22 M. Villon a déclaré qu’il connaissait Mme Deslauriers depuis environ quatre ans et qu’elle avait été directement sous sa responsabilité à deux occasions. Il a affirmé qu’ils avaient une relation de travail amicale. M. Villon a téléphoné à Mme Deslauriers; leur discussion a d’abord porté sur le projet auquel ils travaillaient. M. Villon a reconnu qu’il avait indiqué à Mme Deslauriers qu’elle devait connaître l’organisation du MDN, et ce, jusqu’au niveau du gouverneur général. Il a également confirmé qu’il avait pris part à des entrevues le 3 décembre 2007 et qu’il savait que la réponse à la question 2 était le gouverneur général. Par ailleurs, il a affirmé que le seul renseignement qu’il avait donné à Mme Deslauriers portait sur le gouverneur général.

23 Trois autres personnes ont témoigné au sujet des déclarations que Mme Deslauriers a faites à la suite de la conversation téléphonique. Deux de ces trois personnes ont déclaré qu’après avoir parlé au téléphone, Mme Deslauriers avait évoqué non seulement le rôle du gouverneur général, mais aussi le concept sous‑jacent à la DISSSP. Aucun des témoins n’a entendu la conversation téléphonique de Mme Deslauriers avec M. Villon et, bien qu’ils aient vu Mme Deslauriers imprimer des documents et les remettre à la plaignante, aucun d’entre eux n’a vu de quoi il s’agissait.

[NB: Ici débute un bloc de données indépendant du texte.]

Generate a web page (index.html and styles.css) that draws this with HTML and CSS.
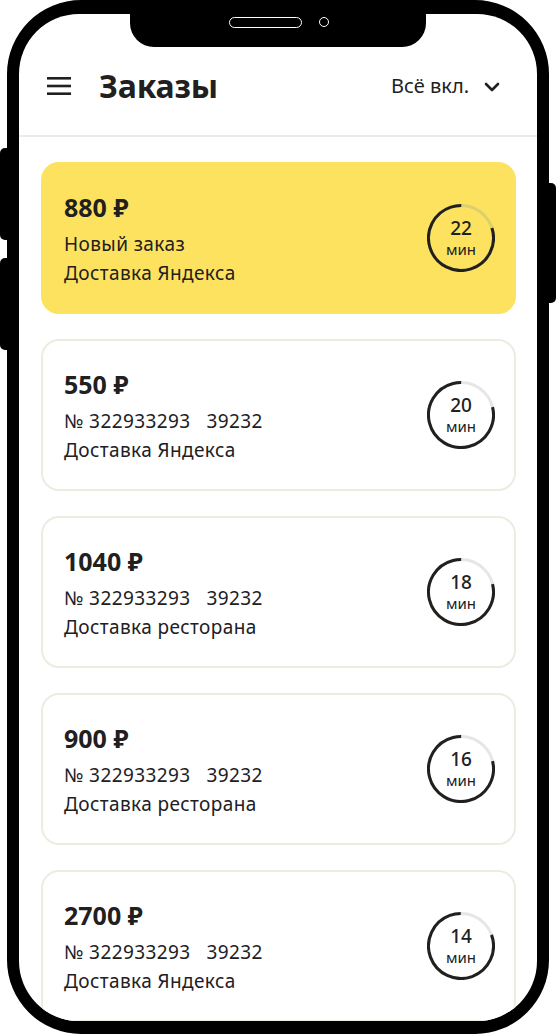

24 La plaignante a déclaré qu’elle avait dit à Mme Deslauriers que M. Villon avait agi de façon inappropriée. Selon la plaignante, quand elle a indiqué à Mme Deslauriers qu’elle avait l’intention de parler à M. Villon, Mme Deslauriers lui a demandé d’y renoncer, car cela attirerait des problèmes à M. Villon. Aucune question à cet égard n’a été posée à Mme Deslauriers au cours de son témoignage. La plaignante a déclaré qu’elle avait effectivement communiqué avec M. Villon avant son entrevue, car elle croyait qu’il pourrait lui divulguer des renseignements à elle aussi. Elle n’a pas fait savoir à M. Villon qu’elle était au courant de sa conversation avec Mme Deslauriers.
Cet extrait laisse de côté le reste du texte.